Differential Mechanisms of Ca2+ Release from Vascular Smooth Muscle Cell Microsomes

Abstract

The release of Ca2+ from intracellular stores is a fundamental element of signaling pathways involved in regulation of vascular tone, proliferation, apoptosis, and gene expression. Studies of sea urchin eggs have led to the identification of three functionally distinct Ca2+ signaling pathways triggered by IP3, cADPR, and NAADP. The coexistence and functional relevance of these distinct intracellular Ca2+ release systems has only been described in a few mammalian cell types. The purpose of this study was to determine whether the IP3, cADPR, and NAADP Ca2+ release systems coexist in smooth muscle cells (SMC) and to determine the specificity of these intracellular Ca2+ release pathways. Microsomes were prepared from rat aortic SMC (VSMC) and were loaded with 45Ca2+. cADPR, NAADP, and IP3 induced Ca2+ release from VSMC microsomes in a dose-dependent fashion. Heparin blocked only IP3-mediated Ca2+ release, whereas the ryanodine channel inhibitors 8-Br-cADPR and ruthenium red blocked only cADPR-induced Ca2+ release. Nifedipine, an L-type Ca2+ channel blocker, inhibited NAADP elicited Ca2+ release, but had no effect on IP3- or cADPR-mediated Ca2+ release. An increase in pH from 7.2 to 8.2 inhibited cADPR-mediated Ca2+ release, but had no effect on IP3- or NAADP-induced Ca2+ release.
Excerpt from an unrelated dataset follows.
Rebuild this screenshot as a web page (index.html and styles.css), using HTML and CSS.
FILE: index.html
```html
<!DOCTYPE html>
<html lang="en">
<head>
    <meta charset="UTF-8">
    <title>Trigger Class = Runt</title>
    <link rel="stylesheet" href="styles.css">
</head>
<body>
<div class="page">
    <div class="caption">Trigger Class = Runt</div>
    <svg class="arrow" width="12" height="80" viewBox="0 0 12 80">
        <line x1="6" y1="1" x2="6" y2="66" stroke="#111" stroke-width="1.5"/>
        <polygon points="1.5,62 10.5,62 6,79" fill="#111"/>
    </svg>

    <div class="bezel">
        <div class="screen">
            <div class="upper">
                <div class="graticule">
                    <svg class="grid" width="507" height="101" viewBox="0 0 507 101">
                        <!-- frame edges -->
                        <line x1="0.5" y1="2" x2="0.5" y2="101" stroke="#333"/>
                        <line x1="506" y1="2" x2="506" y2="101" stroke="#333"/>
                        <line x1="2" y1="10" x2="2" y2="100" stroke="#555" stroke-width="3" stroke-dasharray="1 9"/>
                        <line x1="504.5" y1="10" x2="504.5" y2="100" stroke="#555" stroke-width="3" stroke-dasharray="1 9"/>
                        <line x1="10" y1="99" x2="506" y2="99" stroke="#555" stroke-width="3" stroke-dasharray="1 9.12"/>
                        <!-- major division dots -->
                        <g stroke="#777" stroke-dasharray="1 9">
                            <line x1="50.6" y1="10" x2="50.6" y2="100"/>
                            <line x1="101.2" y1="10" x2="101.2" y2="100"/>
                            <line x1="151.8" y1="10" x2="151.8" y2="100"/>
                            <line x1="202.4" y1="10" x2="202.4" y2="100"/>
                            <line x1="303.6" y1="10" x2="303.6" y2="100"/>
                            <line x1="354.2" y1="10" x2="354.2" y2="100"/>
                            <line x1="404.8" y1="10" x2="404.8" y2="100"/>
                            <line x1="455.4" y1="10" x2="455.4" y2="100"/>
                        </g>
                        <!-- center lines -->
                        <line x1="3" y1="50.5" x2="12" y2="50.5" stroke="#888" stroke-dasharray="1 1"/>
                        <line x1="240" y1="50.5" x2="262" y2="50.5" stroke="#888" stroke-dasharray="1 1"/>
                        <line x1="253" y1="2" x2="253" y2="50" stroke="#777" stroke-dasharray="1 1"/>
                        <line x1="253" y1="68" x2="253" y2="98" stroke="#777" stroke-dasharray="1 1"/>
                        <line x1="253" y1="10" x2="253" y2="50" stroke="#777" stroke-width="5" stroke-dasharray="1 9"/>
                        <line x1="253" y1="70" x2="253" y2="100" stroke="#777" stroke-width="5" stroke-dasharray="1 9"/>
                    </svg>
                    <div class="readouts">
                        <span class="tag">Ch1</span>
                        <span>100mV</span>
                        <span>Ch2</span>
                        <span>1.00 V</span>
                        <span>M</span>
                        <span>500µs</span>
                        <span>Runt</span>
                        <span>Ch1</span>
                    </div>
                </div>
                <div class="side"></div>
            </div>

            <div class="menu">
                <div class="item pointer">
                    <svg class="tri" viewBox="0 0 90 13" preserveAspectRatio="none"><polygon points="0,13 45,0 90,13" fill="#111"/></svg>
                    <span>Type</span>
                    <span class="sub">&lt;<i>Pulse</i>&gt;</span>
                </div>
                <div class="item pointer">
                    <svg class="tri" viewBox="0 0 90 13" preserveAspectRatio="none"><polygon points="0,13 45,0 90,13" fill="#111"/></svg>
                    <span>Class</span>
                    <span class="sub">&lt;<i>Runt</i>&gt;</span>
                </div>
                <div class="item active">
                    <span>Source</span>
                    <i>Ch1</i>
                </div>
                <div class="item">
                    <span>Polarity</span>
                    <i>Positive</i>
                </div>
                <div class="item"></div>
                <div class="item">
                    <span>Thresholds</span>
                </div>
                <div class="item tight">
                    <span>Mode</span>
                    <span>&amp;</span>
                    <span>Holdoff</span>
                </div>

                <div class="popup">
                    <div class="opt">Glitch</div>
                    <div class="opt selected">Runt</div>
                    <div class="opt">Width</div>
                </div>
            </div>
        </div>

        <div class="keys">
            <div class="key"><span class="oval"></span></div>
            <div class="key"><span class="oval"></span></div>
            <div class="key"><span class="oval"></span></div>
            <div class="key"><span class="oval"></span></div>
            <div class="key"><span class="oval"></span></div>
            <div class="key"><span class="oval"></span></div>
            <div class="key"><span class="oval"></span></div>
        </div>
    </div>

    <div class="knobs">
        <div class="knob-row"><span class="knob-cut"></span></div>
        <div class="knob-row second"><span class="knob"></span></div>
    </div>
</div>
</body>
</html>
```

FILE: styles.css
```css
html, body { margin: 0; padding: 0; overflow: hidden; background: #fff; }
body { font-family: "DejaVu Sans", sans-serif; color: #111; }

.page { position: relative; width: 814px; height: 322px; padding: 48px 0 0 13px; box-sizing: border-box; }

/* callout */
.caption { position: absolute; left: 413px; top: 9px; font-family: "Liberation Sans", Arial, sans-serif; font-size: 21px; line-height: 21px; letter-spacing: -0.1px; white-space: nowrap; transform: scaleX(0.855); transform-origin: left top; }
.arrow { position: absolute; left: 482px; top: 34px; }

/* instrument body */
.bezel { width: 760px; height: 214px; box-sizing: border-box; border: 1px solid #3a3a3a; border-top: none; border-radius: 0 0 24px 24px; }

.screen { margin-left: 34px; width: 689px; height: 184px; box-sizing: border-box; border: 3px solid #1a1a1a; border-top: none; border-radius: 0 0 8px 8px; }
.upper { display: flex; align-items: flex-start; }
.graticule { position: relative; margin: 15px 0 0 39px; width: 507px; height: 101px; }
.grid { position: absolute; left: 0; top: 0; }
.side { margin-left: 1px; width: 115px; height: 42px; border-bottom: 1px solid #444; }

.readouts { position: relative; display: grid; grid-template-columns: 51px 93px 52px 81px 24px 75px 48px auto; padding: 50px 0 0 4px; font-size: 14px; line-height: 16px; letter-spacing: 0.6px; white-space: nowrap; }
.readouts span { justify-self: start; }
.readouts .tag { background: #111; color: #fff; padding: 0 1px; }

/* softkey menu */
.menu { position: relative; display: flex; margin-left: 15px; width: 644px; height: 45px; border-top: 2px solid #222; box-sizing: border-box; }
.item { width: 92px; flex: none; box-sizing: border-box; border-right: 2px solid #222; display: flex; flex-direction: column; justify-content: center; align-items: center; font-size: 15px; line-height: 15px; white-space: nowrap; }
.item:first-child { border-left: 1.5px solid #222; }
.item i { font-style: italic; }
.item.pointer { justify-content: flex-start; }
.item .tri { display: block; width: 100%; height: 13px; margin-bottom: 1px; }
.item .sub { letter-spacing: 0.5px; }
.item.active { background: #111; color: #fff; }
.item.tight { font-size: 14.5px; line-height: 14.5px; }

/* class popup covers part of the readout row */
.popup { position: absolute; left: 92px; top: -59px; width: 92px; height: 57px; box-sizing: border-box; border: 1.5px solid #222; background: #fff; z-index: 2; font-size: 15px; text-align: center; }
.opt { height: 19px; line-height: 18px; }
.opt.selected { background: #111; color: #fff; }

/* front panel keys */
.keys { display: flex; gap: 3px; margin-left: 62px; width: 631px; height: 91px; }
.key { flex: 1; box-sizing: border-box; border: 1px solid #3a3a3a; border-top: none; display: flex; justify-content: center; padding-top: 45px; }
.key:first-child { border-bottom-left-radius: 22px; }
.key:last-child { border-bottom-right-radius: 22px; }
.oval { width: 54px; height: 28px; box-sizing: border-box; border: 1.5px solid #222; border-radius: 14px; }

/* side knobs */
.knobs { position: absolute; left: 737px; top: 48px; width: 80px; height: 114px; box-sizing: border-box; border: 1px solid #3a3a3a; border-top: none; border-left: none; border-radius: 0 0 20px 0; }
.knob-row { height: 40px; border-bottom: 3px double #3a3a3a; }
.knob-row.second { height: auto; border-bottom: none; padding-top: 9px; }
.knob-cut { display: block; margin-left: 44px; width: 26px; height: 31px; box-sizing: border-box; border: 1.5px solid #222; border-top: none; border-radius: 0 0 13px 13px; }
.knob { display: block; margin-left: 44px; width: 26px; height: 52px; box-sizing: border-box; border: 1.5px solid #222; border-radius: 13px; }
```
By RT-PCR, VSMC expressed ryanodine receptor types 1, 2, and 3. Ca2+-dependent binding of [3H]-ryanodine to VSMC microsomes was enhanced by the ryanodine receptor agonists 4-chloro-methyl-phenol (CMP) and caffeine, but was inhibited by ruthenium red and cADPR. We conclude that VSMC possess at least three functionally distinct pathways that promote intracellular Ca2+ release. IP3-, cADPR-, and NAADP-induced intracellular Ca2+ release may play a critical role in the maladaptive responses of VSMC to environmental stimuli that are characteristically associated with hypertension and/or atherogenesis.